また、幸いにも、学校教育に携わっておられる先生方でご興味やご意見をお持ちになられた方がいらっしゃいましたら、是非当院へご連絡いただければと思います。
                                                   
 さて、我が国の小学校で動物が飼育され始めたのはいつ頃かご存知でしょうか?戦後の民主主義教育からだ、と思われる方も多いかと思いますが、明治時代の小学校ですでに動物を飼育していた記録があります。私はこの話を聞いたとき、たいへん驚きました。その時の先生はいったいどんな思いで生徒に動物とふれさせたのでしょう。また、学校に動物がやってきたとき、生徒はいったいどんな表情で動物を迎えたのでしょう。
 いつの時代の子供達も動物には強い関心を持つ様です。それは子供が成長してゆく上でごく当たり前の反応なのです。そしてその関心が発達し、さらに命をいつくしむことができるようになる。これが動物を飼育することの真髄であろうと思います。
 ところが、動物を飼育すること、このことがストレートに命をいつくしむことに繋がっているかというと、どうも完全にそうとは言い切れないようです。それは動物を飼育することが個人の所有欲の顕示に陥りやすいからです。人間には物を所有したい、あるいは支配したいという欲望があります。子供の成長過程でもその欲望は発達してゆきます。しかし、競い、争うことで自分だけ優位な立場になる、あるいは、生き残ることは良いことではありません。他者を思いやり、弱者をいたわる心も育ませなくては成りません。個人が動物を飼育する、いわゆるペットを飼うということを厳しい目で見ると、自分だけの世界をより築きやすい。そんなもろさもあるようです。
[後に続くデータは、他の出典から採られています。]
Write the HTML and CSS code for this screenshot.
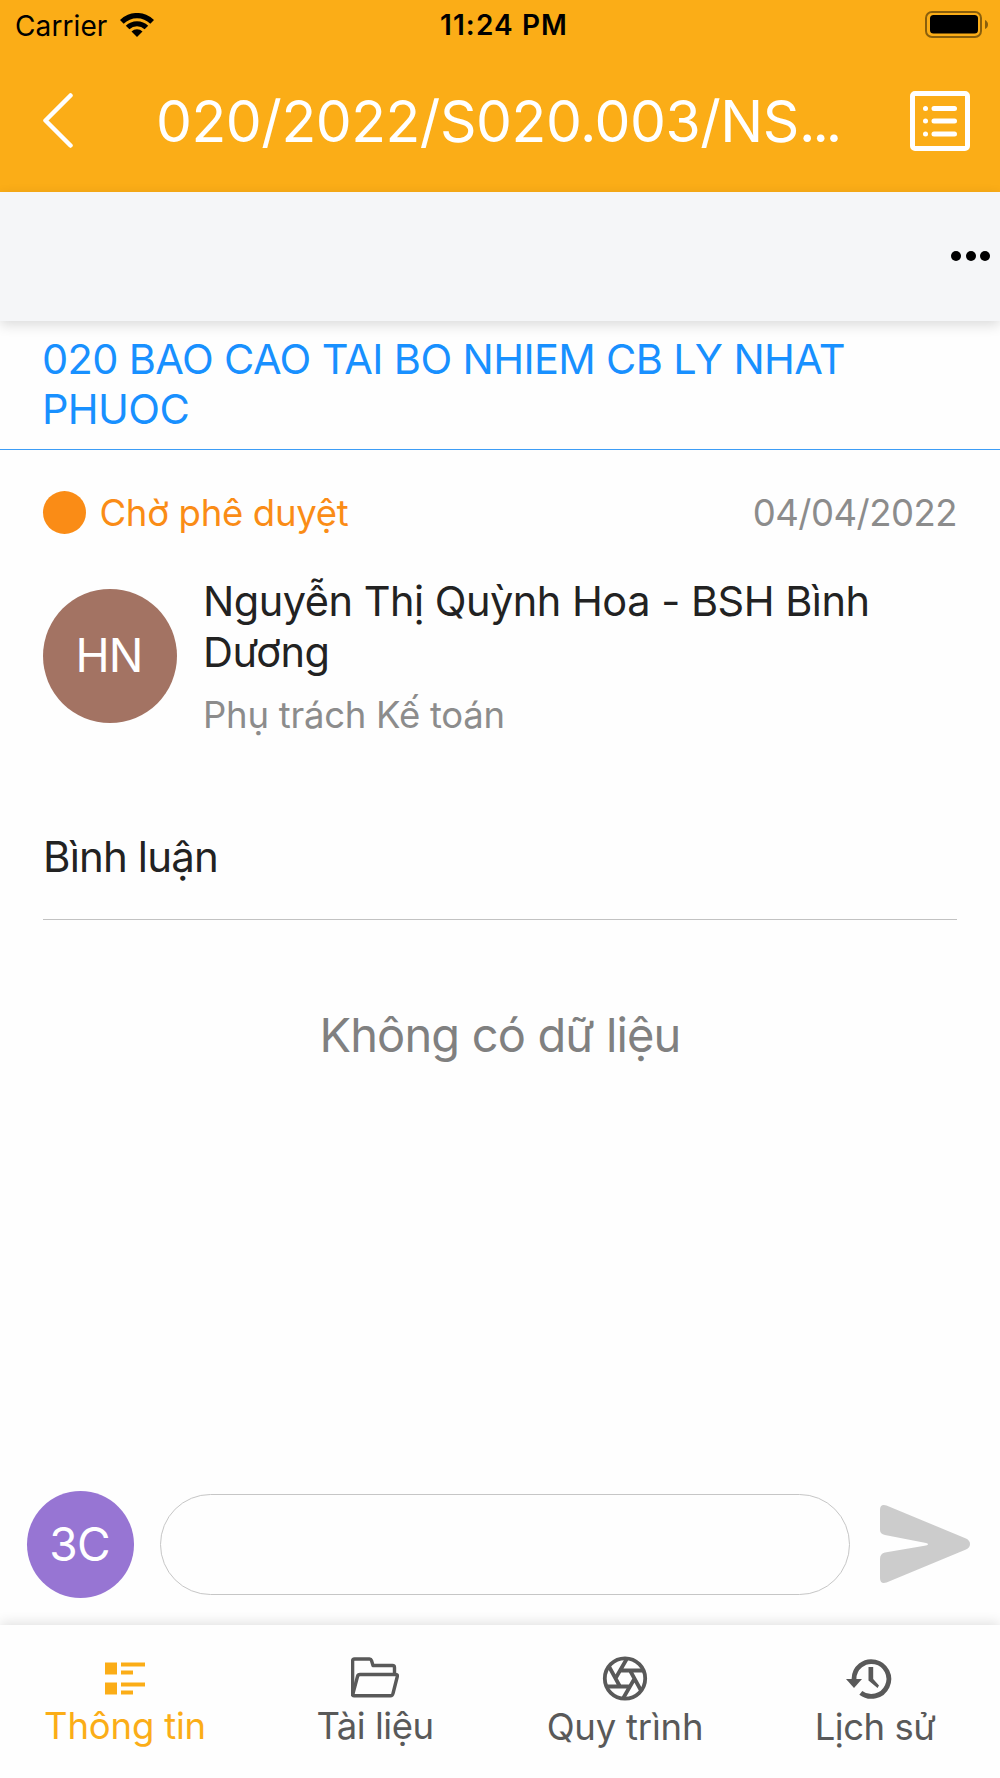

 ではなぜ、学校か。あるいは、学校で飼育する動物はペットかという点に目を向けてみましょう。
 多くの生徒に一律平等に教育を受けさせる場、学校、ここで動物を飼育することは、他者を思いやる心を育むことに大変重要な場となります。単に個人が動物を飼育することだけならば、いわゆるペットとして命をいつくしむ心を育てることは出来ます。しかし、学校ではさらに、クラスメイト、あるいは上級生、下級生、そして先生など多くの人が協力、協調して動物を飼育します。協力、協調の心は個人レベルでは育つことは難しいです。皆で飼育をすることで、自分以外の者への思いやりが自然に育まれることでしょう。